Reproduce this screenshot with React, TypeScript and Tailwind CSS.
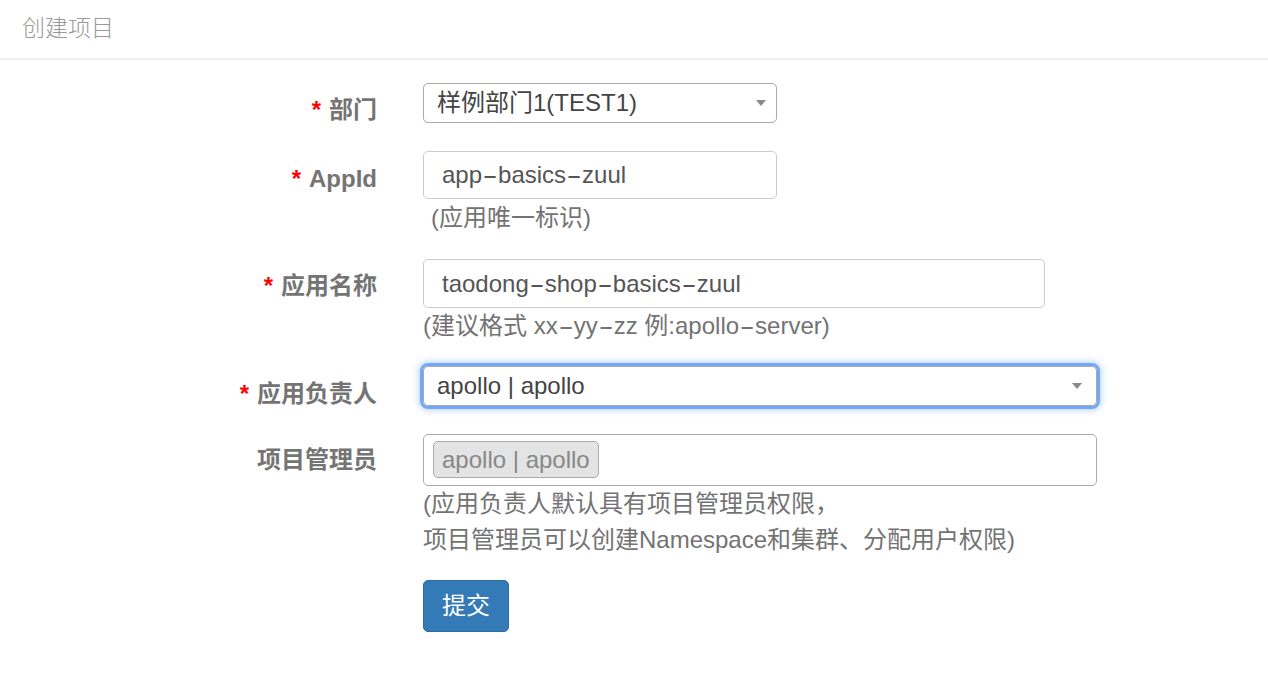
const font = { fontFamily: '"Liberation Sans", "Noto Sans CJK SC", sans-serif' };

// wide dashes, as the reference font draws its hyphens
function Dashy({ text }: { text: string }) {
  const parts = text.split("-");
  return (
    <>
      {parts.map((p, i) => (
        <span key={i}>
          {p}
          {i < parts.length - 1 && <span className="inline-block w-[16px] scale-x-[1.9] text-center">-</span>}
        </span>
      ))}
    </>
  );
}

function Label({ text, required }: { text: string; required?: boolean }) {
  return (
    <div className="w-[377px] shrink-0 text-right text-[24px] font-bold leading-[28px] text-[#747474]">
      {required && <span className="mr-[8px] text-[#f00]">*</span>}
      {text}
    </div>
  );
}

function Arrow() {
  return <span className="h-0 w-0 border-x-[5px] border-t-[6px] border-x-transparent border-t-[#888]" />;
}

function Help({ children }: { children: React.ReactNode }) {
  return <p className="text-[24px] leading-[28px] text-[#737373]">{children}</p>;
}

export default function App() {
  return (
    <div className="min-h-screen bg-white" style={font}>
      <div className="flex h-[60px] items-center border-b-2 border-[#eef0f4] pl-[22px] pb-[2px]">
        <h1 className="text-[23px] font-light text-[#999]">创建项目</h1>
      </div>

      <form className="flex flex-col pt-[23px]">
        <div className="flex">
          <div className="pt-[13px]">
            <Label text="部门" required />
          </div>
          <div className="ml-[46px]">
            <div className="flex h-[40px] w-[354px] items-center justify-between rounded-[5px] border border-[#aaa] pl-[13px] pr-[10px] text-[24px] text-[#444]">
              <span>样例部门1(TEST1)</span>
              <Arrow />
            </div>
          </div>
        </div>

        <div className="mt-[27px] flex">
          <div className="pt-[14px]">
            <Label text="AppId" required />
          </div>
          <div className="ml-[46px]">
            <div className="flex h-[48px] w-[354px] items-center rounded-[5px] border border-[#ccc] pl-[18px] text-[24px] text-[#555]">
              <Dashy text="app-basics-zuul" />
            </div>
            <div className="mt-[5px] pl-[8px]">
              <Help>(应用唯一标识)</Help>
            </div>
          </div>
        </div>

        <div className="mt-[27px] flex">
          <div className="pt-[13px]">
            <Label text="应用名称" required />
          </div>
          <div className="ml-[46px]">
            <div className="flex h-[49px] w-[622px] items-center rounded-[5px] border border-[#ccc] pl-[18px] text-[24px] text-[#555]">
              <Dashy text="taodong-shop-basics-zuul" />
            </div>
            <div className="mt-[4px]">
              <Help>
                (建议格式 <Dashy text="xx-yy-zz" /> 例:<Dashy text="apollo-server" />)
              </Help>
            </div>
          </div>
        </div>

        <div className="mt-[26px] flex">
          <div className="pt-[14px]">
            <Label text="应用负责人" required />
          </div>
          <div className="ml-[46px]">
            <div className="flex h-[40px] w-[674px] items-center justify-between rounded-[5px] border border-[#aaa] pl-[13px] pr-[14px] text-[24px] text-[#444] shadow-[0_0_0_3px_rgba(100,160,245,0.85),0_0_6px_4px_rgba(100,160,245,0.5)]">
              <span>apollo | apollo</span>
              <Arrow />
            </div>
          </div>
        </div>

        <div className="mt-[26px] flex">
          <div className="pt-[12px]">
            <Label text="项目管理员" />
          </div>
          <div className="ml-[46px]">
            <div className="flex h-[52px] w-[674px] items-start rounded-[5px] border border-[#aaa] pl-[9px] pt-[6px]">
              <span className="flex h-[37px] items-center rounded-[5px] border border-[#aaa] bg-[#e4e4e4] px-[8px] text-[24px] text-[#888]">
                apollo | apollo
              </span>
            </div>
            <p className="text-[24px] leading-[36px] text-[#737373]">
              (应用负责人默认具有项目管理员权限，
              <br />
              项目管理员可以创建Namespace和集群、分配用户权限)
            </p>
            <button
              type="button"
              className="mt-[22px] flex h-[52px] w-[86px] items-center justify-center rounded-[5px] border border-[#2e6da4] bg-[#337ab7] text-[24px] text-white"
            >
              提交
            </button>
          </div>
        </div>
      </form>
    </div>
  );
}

---

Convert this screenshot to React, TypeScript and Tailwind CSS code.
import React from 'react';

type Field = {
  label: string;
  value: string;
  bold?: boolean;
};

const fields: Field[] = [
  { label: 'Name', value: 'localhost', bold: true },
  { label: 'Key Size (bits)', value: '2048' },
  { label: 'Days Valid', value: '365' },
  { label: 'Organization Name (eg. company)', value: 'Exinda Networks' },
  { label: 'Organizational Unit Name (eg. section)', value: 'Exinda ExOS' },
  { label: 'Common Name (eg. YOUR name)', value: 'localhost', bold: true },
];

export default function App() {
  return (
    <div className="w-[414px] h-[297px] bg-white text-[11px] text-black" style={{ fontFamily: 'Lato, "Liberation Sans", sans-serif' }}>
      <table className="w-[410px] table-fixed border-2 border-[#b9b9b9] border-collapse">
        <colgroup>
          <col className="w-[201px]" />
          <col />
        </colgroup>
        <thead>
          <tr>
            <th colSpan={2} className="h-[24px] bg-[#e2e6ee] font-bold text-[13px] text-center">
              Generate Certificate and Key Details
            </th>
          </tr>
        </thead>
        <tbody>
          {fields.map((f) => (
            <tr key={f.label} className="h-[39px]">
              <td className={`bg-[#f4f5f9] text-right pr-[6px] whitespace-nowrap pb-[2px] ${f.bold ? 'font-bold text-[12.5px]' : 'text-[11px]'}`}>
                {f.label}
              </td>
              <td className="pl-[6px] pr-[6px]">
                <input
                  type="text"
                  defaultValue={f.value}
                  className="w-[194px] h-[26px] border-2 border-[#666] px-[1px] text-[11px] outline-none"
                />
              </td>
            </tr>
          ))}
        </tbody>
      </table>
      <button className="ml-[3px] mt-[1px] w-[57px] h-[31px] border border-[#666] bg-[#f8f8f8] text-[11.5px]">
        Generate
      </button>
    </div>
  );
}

Stated goal: Filter the records above for lines containing the word "this", and copy those lines.

Written response:
Reproduce this screenshot with React, TypeScript and Tailwind CSS.
Convert this screenshot to React, TypeScript and Tailwind CSS code.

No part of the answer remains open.